Begin Data section

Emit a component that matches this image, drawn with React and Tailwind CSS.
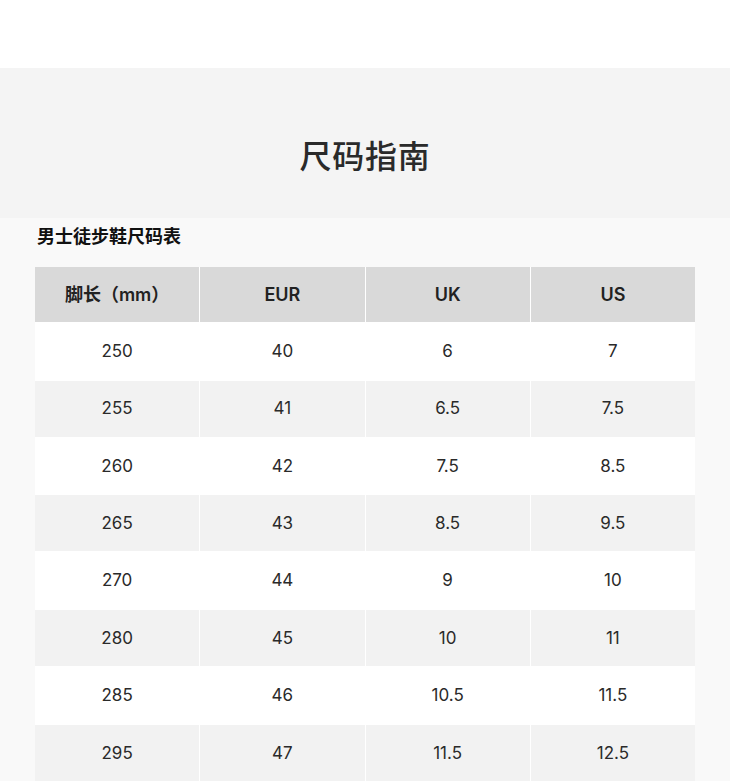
import React from 'react';

const rows = [
  ['250', '40', '6', '7'],
  ['255', '41', '6.5', '7.5'],
  ['260', '42', '7.5', '8.5'],
  ['265', '43', '8.5', '9.5'],
  ['270', '44', '9', '10'],
  ['280', '45', '10', '11'],
  ['285', '46', '10.5', '11.5'],
  ['295', '47', '11.5', '12.5'],
];

const headers = ['脚长（mm）', 'EUR', 'UK', 'US'];

export default function App() {
  return (
    <div
      className="w-[730px] h-[781px] overflow-hidden bg-white text-[#222]"
      style={{ fontFamily: '"Inter", "Noto Sans CJK SC", sans-serif' }}
    >
      <div className="h-[68px] bg-white" />

      {/* Title band */}
      <div className="h-[150px] bg-[#f4f4f4] flex items-center justify-center pt-[22px]">
        <h1 className="text-[32px] font-medium text-[#2a2a2a] tracking-wide" style={{ fontFamily: '"Noto Sans CJK SC", sans-serif' }}>
          尺码指南
        </h1>
      </div>

      {/* Table section */}
      <div className="bg-[#f9f9f9] px-[35px] pb-10">
        <h2 className="h-[49px] pt-[4px] pl-[2px] text-[18px] font-bold text-[#111]" style={{ fontFamily: '"Noto Sans CJK SC", sans-serif' }}>
          男士徒步鞋尺码表
        </h2>

        <div className="w-[660px] flex flex-col gap-[1.35px] bg-white">
          <div className="grid grid-cols-4 gap-px h-[55px]">
            {headers.map((h) => (
              <div key={h} className="bg-[#d9d9d9] flex items-center justify-center text-[18px] font-semibold text-[#222]">
                {h}
              </div>
            ))}
          </div>
          {rows.map((r, i) => (
            <div key={r[0]} className="grid grid-cols-4 gap-px h-[56px]">
              {r.map((c, j) => (
                <div
                  key={j}
                  className={`${i % 2 === 0 ? 'bg-white' : 'bg-[#f2f2f2]'} flex items-center justify-center pt-[1px] text-[17px] text-[#2a2a2a]`}
                >
                  {c}
                </div>
              ))}
            </div>
          ))}
        </div>
      </div>
    </div>
  );
}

End Data section

## Exercise prompt
Leave the pictures out and reproduce exactly the lines from the top of the listing above through the line with "import React from 'react';".

## Final result
Emit a component that matches this image, drawn with React and Tailwind CSS.
import React from 'react';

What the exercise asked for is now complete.